=== Problem details ===
Which lines hold the word "React"? Copy each of them from the material.

=== Given data ===

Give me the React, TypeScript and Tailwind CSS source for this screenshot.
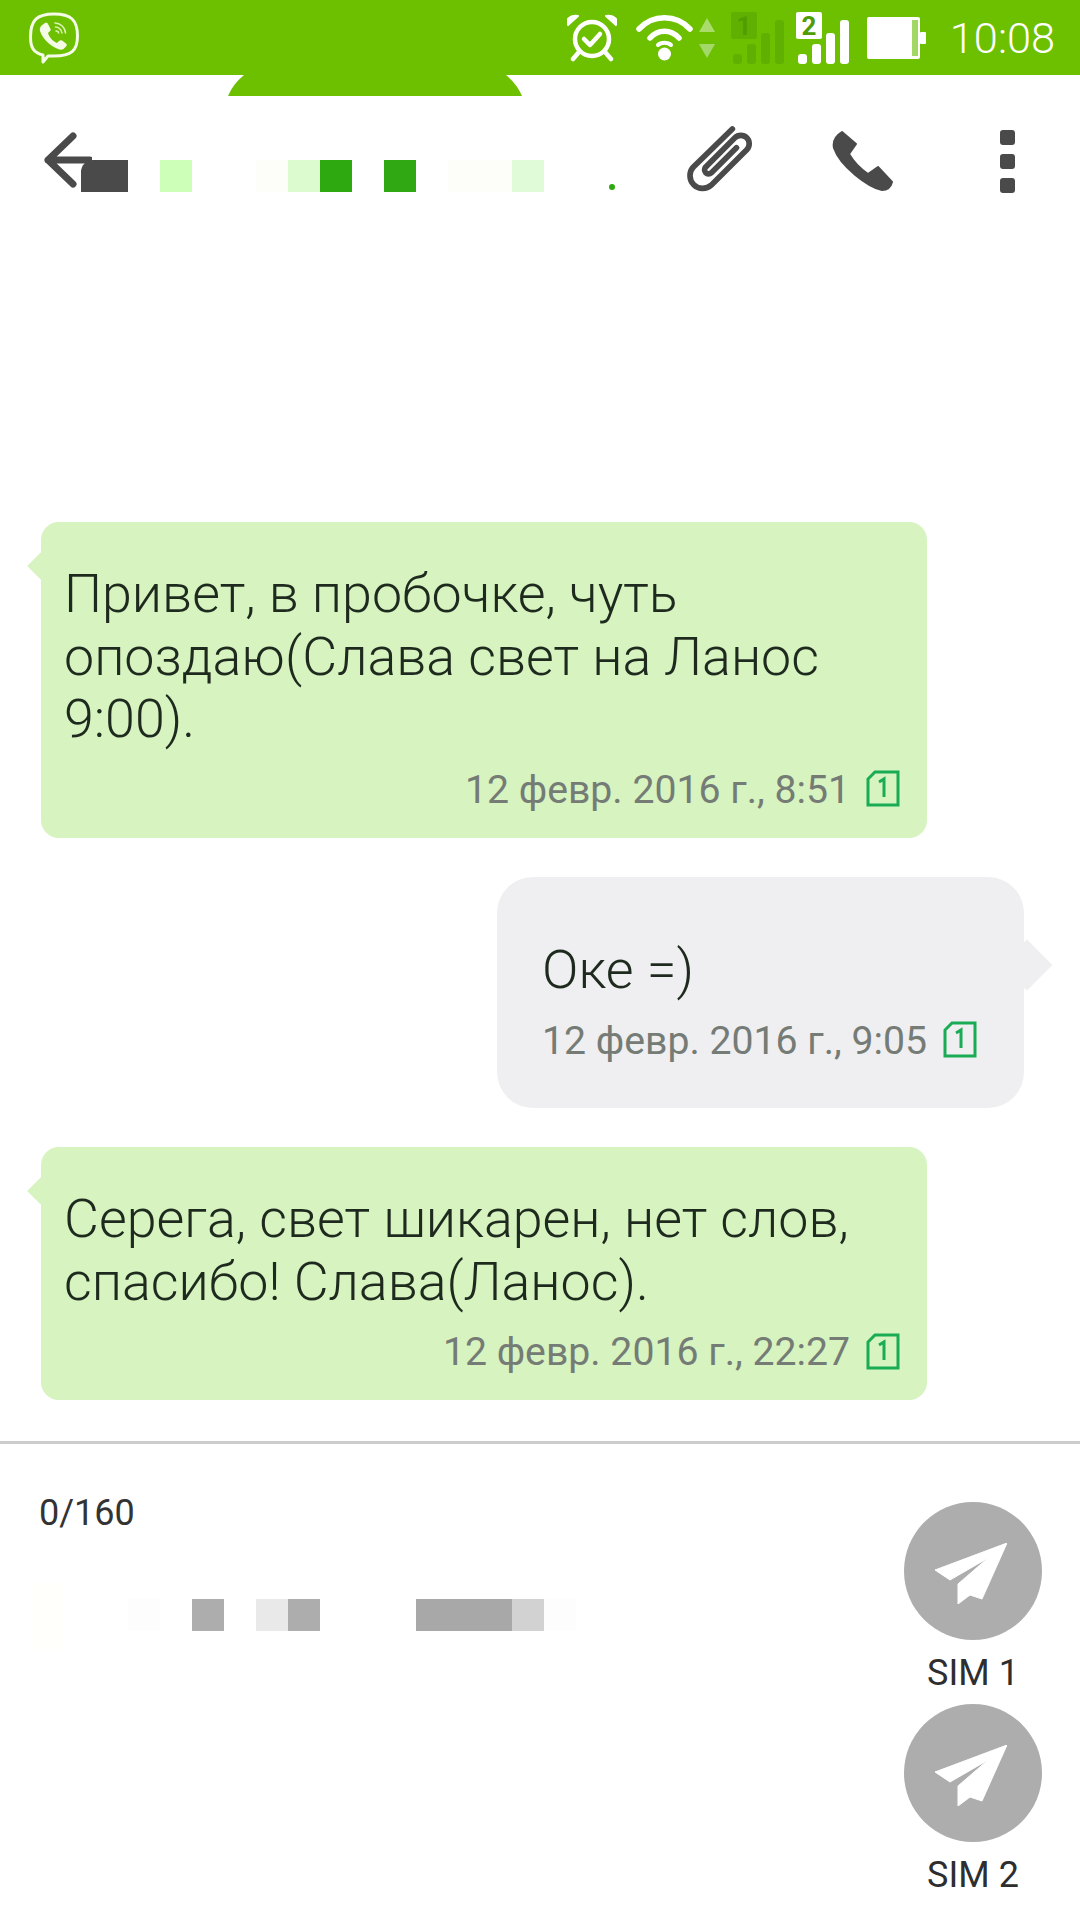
const font = "font-['Roboto',sans-serif]";

function ViberIcon() {
  return (
    <svg width="50" height="52" viewBox="0 0 50 52" fill="none" className="shrink-0">
      <path
        d="M14 43 C5 41 1.5 36 1.5 25 C1.5 8 8 2 25 2 C42 2 48.5 8 48.5 24 C48.5 39 42 44 25 44 C22 44 20 44 19 44 L14 50 Z"
        stroke="#f4fbe6"
        strokeWidth="3"
        strokeLinejoin="round"
      />
      <path
        d="M12 14 L16 11 C17.5 10.5 18.5 11 19 12 L21.5 17 C22 18 21.5 19 20.5 19.5 L19 21 C20 25 24 29.5 28 31 L30 29 C31 28 32 28 33 28.5 L37 31.5 C38 32.5 38 33.5 37 34.5 L34.5 37 C33 38 31 38 29 37 C20 33 14 27 11 19 C10.5 17 11 15.5 12 14 Z"
        fill="#f4fbe6"
      />
      <path d="M26 11 C31 11 36 15 36.5 21 M26.5 15 C29.5 15 32.5 17.5 33 21 M27 19 C28.5 19 29.5 20 29.5 21" stroke="#dff2bd" strokeWidth="1.5" strokeLinecap="round" />
    </svg>
  );
}

function AlarmIcon() {
  return (
    <svg width="50" height="48" viewBox="0 0 50 48" fill="none" className="shrink-0">
      <circle cx="25" cy="25" r="17" stroke="white" strokeWidth="4.5" />
      <path d="M17 25 L23 31 L33 20" stroke="white" strokeWidth="4.5" strokeLinecap="round" strokeLinejoin="round" />
      <path d="M1 11 L11 2 Q5 1 1 5 Z M49 11 L39 2 Q45 1 49 5 Z" fill="white" stroke="white" strokeWidth="2" strokeLinejoin="round" />
      <path d="M12 38 L6 45 M38 38 L44 45" stroke="white" strokeWidth="4.5" strokeLinecap="round" />
    </svg>
  );
}

function WifiIcon() {
  return (
    <svg width="57" height="48" viewBox="0 0 57 48" fill="none" className="shrink-0">
      <path d="M3 15 C17 0 40 0 54 15" stroke="white" strokeWidth="5.5" strokeLinecap="round" />
      <path d="M14 24 C22 15 35 15 43 24" stroke="white" strokeWidth="5.5" strokeLinecap="round" />
      <circle cx="28.5" cy="40" r="6.5" fill="white" />
      <path d="M22 31 C25 28 32 28 35 31" stroke="white" strokeWidth="4" strokeLinecap="round" />
    </svg>
  );
}

function TrafficArrows() {
  return (
    <svg width="16" height="40" viewBox="0 0 16 40" className="shrink-0">
      <path d="M8 0 L16 14 H0 Z" fill="#a9dc6b" />
      <path d="M8 40 L16 26 H0 Z" fill="#a3d968" />
    </svg>
  );
}

function Signal({ num, active }: { num: string; active: boolean }) {
  const color = active ? "#ffffff" : "#5fb000";
  const textColor = active ? "#4f9c05" : "#4f9e00";
  return (
    <svg width="53" height="52" viewBox="0 0 53 52" className="shrink-0">
      <rect x="0" y="0" width="26" height="27" rx="2" fill={color} />
      <text x="13" y="23" textAnchor="middle" fontFamily="Roboto, sans-serif" fontWeight="700" fontSize="26" fill={textColor}>
        {num}
      </text>
      <rect x="2" y="42" width="9" height="10" rx="3" fill={color} />
      <rect x="16" y="32" width="9" height="20" rx="3" fill={color} />
      <rect x="30" y="21" width="9" height="31" rx="3" fill={color} />
      <rect x="44" y="8" width="9" height="44" rx="3" fill={color} />
    </svg>
  );
}

function BatteryIcon() {
  return (
    <svg width="59" height="42" viewBox="0 0 59 42" className="shrink-0">
      <rect x="0" y="0" width="53" height="42" rx="2" fill="white" />
      <rect x="45" y="3" width="6" height="36" fill="#a2d766" />
      <rect x="53" y="15" width="6" height="12" rx="1" fill="white" />
    </svg>
  );
}

function BackIcon() {
  return (
    <svg width="48" height="56" viewBox="0 0 48 56" fill="none" className="shrink-0">
      <path d="M29 4 L4 28 L29 52 M4 28 H46" stroke="#4a4a4a" strokeWidth="7" strokeLinecap="round" strokeLinejoin="round" />
    </svg>
  );
}

function ClipIcon() {
  return (
    <svg width="68" height="68" viewBox="0 0 66 66" fill="none" className="shrink-0">
      <path
        d="M44 3 L6 40 A12.4 12.4 0 0 0 23.5 57.5 L58 23 A8.1 8.1 0 0 0 46.5 11.5 L18 40 A3.9 3.9 0 0 0 23.5 45.5 L48 21"
        stroke="#4a4a4a"
        strokeWidth="5.5"
        strokeLinecap="round"
      />
    </svg>
  );
}

function PhoneIcon() {
  return (
    <svg width="62" height="62" viewBox="0 0 62 62" className="shrink-0">
      <path
        d="M10 2 L24 14 L17 24 Q24 36 36 44 L46 37 L60 52 Q58 60 50 60 C36 57 8 36 2 18 Q0 8 10 2 Z"
        fill="#4a4a4a"
        stroke="#4a4a4a"
        strokeWidth="2"
        strokeLinejoin="round"
      />
    </svg>
  );
}

function SimBadge() {
  return (
    <svg width="34" height="37" viewBox="0 0 34 37" fill="none" className="-mt-[2px] shrink-0">
      <path d="M9 2 H32 V35 H2 V9 Z" stroke="#1aab55" strokeWidth="3" strokeLinejoin="miter" />
      <path d="M13 12 L18 9 V27" stroke="#1aab55" strokeWidth="3" />
    </svg>
  );
}

function PlaneIcon() {
  return (
    <svg width="72" height="61" viewBox="0 0 72 61" className="mt-[4px] mr-[4px]">
      <path d="M72 0 L0 27 L15 37 L53 15 L23 41 V61 L35 52 L47 56 Z" fill="white" stroke="white" strokeWidth="1" strokeLinejoin="round" />
    </svg>
  );
}

function Pixels({ cells }: { cells: string[] }) {
  return (
    <div className="flex h-8">
      {cells.map((c, i) => (
        <div key={i} className={c} />
      ))}
    </div>
  );
}

function Bubble({
  side,
  date,
  className,
  children,
}: {
  side: "left" | "right";
  date: string;
  className: string;
  children: React.ReactNode;
}) {
  const left = side === "left";
  return (
    <div className={`relative ${className}`}>
      {left ? (
        <div className="absolute left-[-8px] top-[30px] h-[28px] w-[28px] rotate-45 bg-[#d6f3c0]" />
      ) : (
        <div className="absolute right-[-21px] top-[70px] h-[36px] w-[36px] rotate-45 bg-[#efeef0]" />
      )}
      <div className="relative text-[53.75px] leading-[62.5px] font-light text-[#1e2a1e]">{children}</div>
      <div className={`relative mt-[14px] flex items-center gap-[16px] ${left ? "justify-end" : "justify-start"}`}>
        <span className="text-[39.2px] leading-[50px] font-normal text-[#757b75]">{date}</span>
        <SimBadge />
      </div>
    </div>
  );
}

function SimButton({ label }: { label: string }) {
  return (
    <div className="flex flex-col items-center">
      <div className="flex h-[138px] w-[138px] items-center justify-center rounded-full bg-[#adadad]">
        <PlaneIcon />
      </div>
      <span className="mt-[12px] text-[36px] leading-[42px] text-[#2e2e2e]">{label}</span>
    </div>
  );
}

export default function App() {
  return (
    <div className={`relative flex h-[1920px] w-[1080px] flex-col overflow-hidden bg-white ${font}`}>
      {/* status bar */}
      <div className="flex h-[75px] shrink-0 items-center bg-[#6cc000] pr-[25px] pl-[29px]">
        <ViberIcon />
        <div className="ml-auto flex items-center">
          <AlarmIcon />
          <div className="ml-[19px]">
            <WifiIcon />
          </div>
          <div className="ml-[6px]">
            <TrafficArrows />
          </div>
          <div className="ml-[16px]">
            <Signal num="1" active={false} />
          </div>
          <div className="ml-[12px]">
            <Signal num="2" active />
          </div>
          <div className="ml-[18px]">
            <BatteryIcon />
          </div>
          <span className="mt-[2px] ml-[24px] text-[43.3px] leading-none font-light text-white">10:08</span>
        </div>
      </div>

      {/* bit of the notification pill poking out of the status bar */}
      <svg width="298" height="21" viewBox="0 0 298 21" className="absolute top-[75px] left-[226px]">
        <path d="M18 0 Q7 9 2 21 H296 Q291 9 280 0 Z" fill="#6cc000" />
      </svg>

      {/* header */}
      <div className="flex h-[155px] shrink-0 pt-[57px] pl-[44px]">
        <BackIcon />
        <div className="mt-[28px] -ml-[11px]">
          <Pixels
            cells={[
              "w-[47px] rounded-tl-[12px] bg-[#4a4a4a]",
              "w-8",
              "w-8 bg-[#ceffb8]",
              "w-[64px]",
              "w-8 bg-[#fdfdf9]",
              "w-8 bg-[#dcfcd0]",
              "w-8 bg-[#2fa910]",
              "w-8",
              "w-8 bg-[#30a814]",
              "w-8",
              "w-[64px] bg-[#fdfdfa]",
              "w-8 bg-[#e0fbd8]",
            ]}
          />
        </div>
        <div className="mt-[52px] ml-[65px] h-[6px] w-[6px] rounded-full bg-[#2fa910]" />
        <div className="mt-[-6px] ml-[72px]">
          <ClipIcon />
        </div>
        <div className="mt-[-2px] ml-[77px]">
          <PhoneIcon />
        </div>
        <div className="mt-[-2px] ml-[106px] flex flex-col gap-[9px]">
          <div className="h-[15px] w-[15px] rounded-[3px] bg-[#4a4a4a]" />
          <div className="h-[15px] w-[15px] rounded-[3px] bg-[#4a4a4a]" />
          <div className="h-[15px] w-[15px] rounded-[3px] bg-[#4a4a4a]" />
        </div>
      </div>

      {/* messages */}
      <div className="flex flex-1 flex-col pt-[292px]">
        <Bubble
          side="left"
          date="12 февр. 2016 г., 8:51"
          className="ml-[41px] h-[316px] w-[886px] rounded-[18px] bg-[#d6f3c0] pt-[41px] pr-[27px] pl-[23px]"
        >
          Привет, в пробочке, чуть
          <br />
          опоздаю(Слава свет на Ланос
          <br />
          9:00).
        </Bubble>
        <Bubble
          side="right"
          date="12 февр. 2016 г., 9:05"
          className="mt-[39px] ml-[497px] h-[231px] w-[527px] rounded-[36px] bg-[#efeef0] pt-[62px] pl-[45px]"
        >
          Оке =)
        </Bubble>
        <Bubble
          side="left"
          date="12 февр. 2016 г., 22:27"
          className="mt-[39px] ml-[41px] h-[253px] w-[886px] rounded-[18px] bg-[#d6f3c0] pt-[41px] pr-[27px] pl-[23px]"
        >
          Серега, свет шикарен, нет слов,
          <br />
          спасибо! Слава(Ланос).
        </Bubble>
      </div>

      {/* composer */}
      <div className="flex h-[479px] shrink-0 border-t-[3px] border-[#cccccc]">
        <div className="flex flex-1 flex-col pl-[39px]">
          <span className="mt-[49px] text-[36px] leading-[40px] text-[#333333]">0/160</span>
          <div className="mt-[66px] -ml-[7px]">
            <Pixels
              cells={[
                "-mt-[16px] h-[68px] w-8 bg-[#fffffb]",
                "w-[64px]",
                "w-8 bg-[#fdfdfd]",
                "w-8",
                "w-8 bg-[#adadad]",
                "w-8",
                "w-8 bg-[#e9e9e9]",
                "w-8 bg-[#adadad]",
                "w-[96px]",
                "w-[96px] bg-[#a8a8a8]",
                "w-8 bg-[#d2d2d2]",
                "w-8 bg-[#fdfdfd]",
              ]}
            />
          </div>
        </div>
        <div className="flex flex-col gap-[10px] pt-[58px] pr-[38px]">
          <SimButton label="SIM 1" />
          <SimButton label="SIM 2" />
        </div>
      </div>
    </div>
  );
}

=== Solution for this problem ===
Give me the React, TypeScript and Tailwind CSS source for this screenshot.
  children: React.ReactNode;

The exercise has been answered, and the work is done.